— START —

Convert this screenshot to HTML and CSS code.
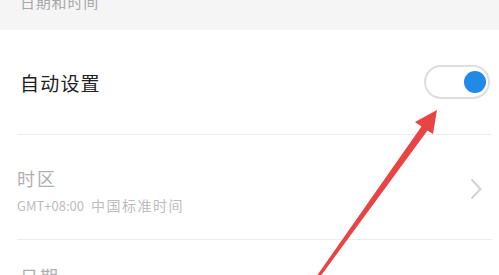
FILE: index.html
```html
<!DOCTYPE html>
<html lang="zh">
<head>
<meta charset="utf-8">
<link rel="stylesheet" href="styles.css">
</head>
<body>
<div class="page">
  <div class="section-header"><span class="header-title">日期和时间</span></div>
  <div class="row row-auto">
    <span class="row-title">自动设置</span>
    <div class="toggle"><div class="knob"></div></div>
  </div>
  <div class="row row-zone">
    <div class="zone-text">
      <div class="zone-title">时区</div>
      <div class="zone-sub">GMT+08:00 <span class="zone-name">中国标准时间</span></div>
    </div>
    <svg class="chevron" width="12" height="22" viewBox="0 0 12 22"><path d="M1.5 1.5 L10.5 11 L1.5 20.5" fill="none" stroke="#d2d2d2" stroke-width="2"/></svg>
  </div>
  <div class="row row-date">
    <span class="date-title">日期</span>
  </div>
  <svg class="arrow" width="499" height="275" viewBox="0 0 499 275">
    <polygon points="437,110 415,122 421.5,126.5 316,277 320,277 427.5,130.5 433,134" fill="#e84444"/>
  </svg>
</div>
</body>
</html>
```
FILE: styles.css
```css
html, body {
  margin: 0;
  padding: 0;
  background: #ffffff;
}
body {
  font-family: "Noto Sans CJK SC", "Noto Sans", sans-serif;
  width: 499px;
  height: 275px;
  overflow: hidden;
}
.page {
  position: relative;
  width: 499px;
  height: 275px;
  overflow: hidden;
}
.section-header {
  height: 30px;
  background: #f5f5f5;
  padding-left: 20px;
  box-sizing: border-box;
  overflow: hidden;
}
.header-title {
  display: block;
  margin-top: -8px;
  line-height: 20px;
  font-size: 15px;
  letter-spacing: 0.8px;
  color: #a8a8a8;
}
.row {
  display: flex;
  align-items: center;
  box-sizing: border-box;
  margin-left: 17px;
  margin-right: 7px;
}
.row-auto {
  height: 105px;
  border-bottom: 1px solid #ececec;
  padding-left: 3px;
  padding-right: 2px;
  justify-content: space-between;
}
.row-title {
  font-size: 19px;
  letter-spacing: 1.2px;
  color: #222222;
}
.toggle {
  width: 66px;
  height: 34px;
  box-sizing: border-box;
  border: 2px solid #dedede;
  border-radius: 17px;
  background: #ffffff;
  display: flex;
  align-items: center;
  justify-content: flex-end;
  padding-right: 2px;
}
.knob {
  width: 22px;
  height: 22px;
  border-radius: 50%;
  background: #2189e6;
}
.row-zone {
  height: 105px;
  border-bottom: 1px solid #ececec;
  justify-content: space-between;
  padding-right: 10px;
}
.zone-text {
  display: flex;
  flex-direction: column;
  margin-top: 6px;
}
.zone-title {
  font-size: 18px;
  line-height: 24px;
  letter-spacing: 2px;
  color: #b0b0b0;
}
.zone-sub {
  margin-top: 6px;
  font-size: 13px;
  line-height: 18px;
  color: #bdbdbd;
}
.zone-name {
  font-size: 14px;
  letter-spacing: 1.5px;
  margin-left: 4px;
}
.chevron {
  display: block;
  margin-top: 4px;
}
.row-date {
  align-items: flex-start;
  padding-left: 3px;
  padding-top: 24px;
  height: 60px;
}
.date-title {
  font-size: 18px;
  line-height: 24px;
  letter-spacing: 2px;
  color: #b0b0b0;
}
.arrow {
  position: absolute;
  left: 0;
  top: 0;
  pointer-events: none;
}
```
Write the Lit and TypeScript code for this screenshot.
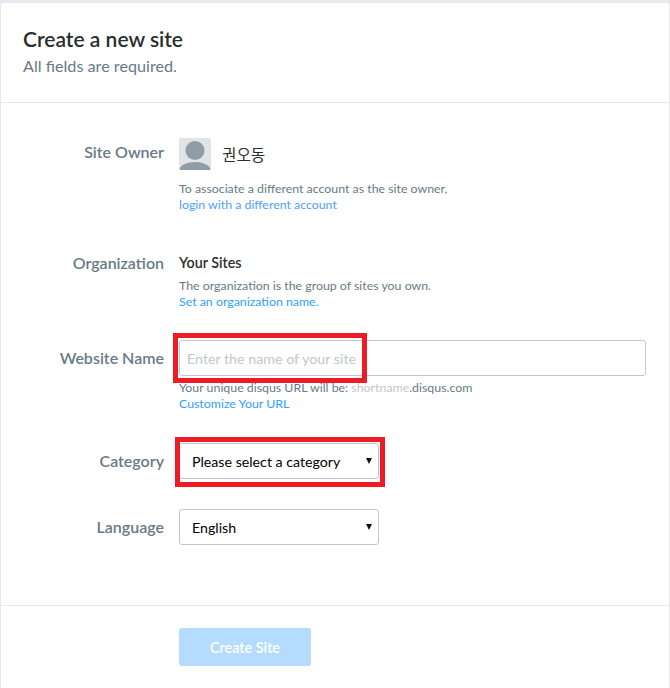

— END —

Task prompt:
Every entry above is to be set down exactly; the pictures are to be left out.

Answer below:
Convert this screenshot to HTML and CSS code.
FILE: index.html
```html
<!DOCTYPE html>
<html lang="zh">
<head>
<meta charset="utf-8">
<link rel="stylesheet" href="styles.css">
</head>
<body>
<div class="page">
  <div class="section-header"><span class="header-title">日期和时间</span></div>
  <div class="row row-auto">
    <span class="row-title">自动设置</span>
    <div class="toggle"><div class="knob"></div></div>
  </div>
  <div class="row row-zone">
    <div class="zone-text">
      <div class="zone-title">时区</div>
      <div class="zone-sub">GMT+08:00 <span class="zone-name">中国标准时间</span></div>
    </div>
    <svg class="chevron" width="12" height="22" viewBox="0 0 12 22"><path d="M1.5 1.5 L10.5 11 L1.5 20.5" fill="none" stroke="#d2d2d2" stroke-width="2"/></svg>
  </div>
  <div class="row row-date">
    <span class="date-title">日期</span>
  </div>
  <svg class="arrow" width="499" height="275" viewBox="0 0 499 275">
    <polygon points="437,110 415,122 421.5,126.5 316,277 320,277 427.5,130.5 433,134" fill="#e84444"/>
  </svg>
</div>
</body>
</html>
```
FILE: styles.css
```css
html, body {
  margin: 0;
  padding: 0;
  background: #ffffff;
}
body {
  font-family: "Noto Sans CJK SC", "Noto Sans", sans-serif;
  width: 499px;
  height: 275px;
  overflow: hidden;
}
.page {
  position: relative;
  width: 499px;
  height: 275px;
  overflow: hidden;
}
.section-header {
  height: 30px;
  background: #f5f5f5;
  padding-left: 20px;
  box-sizing: border-box;
  overflow: hidden;
}
.header-title {
  display: block;
  margin-top: -8px;
  line-height: 20px;
  font-size: 15px;
  letter-spacing: 0.8px;
  color: #a8a8a8;
}
.row {
  display: flex;
  align-items: center;
  box-sizing: border-box;
  margin-left: 17px;
  margin-right: 7px;
}
.row-auto {
  height: 105px;
  border-bottom: 1px solid #ececec;
  padding-left: 3px;
  padding-right: 2px;
  justify-content: space-between;
}
.row-title {
  font-size: 19px;
  letter-spacing: 1.2px;
  color: #222222;
}
.toggle {
  width: 66px;
  height: 34px;
  box-sizing: border-box;
  border: 2px solid #dedede;
  border-radius: 17px;
  background: #ffffff;
  display: flex;
  align-items: center;
  justify-content: flex-end;
  padding-right: 2px;
}
.knob {
  width: 22px;
  height: 22px;
  border-radius: 50%;
  background: #2189e6;
}
.row-zone {
  height: 105px;
  border-bottom: 1px solid #ececec;
  justify-content: space-between;
  padding-right: 10px;
}
.zone-text {
  display: flex;
  flex-direction: column;
  margin-top: 6px;
}
.zone-title {
  font-size: 18px;
  line-height: 24px;
  letter-spacing: 2px;
  color: #b0b0b0;
}
.zone-sub {
  margin-top: 6px;
  font-size: 13px;
  line-height: 18px;
  color: #bdbdbd;
}
.zone-name {
  font-size: 14px;
  letter-spacing: 1.5px;
  margin-left: 4px;
}
.chevron {
  display: block;
  margin-top: 4px;
}
.row-date {
  align-items: flex-start;
  padding-left: 3px;
  padding-top: 24px;
  height: 60px;
}
.date-title {
  font-size: 18px;
  line-height: 24px;
  letter-spacing: 2px;
  color: #b0b0b0;
}
.arrow {
  position: absolute;
  left: 0;
  top: 0;
  pointer-events: none;
}
```
Write the Lit and TypeScript code for this screenshot.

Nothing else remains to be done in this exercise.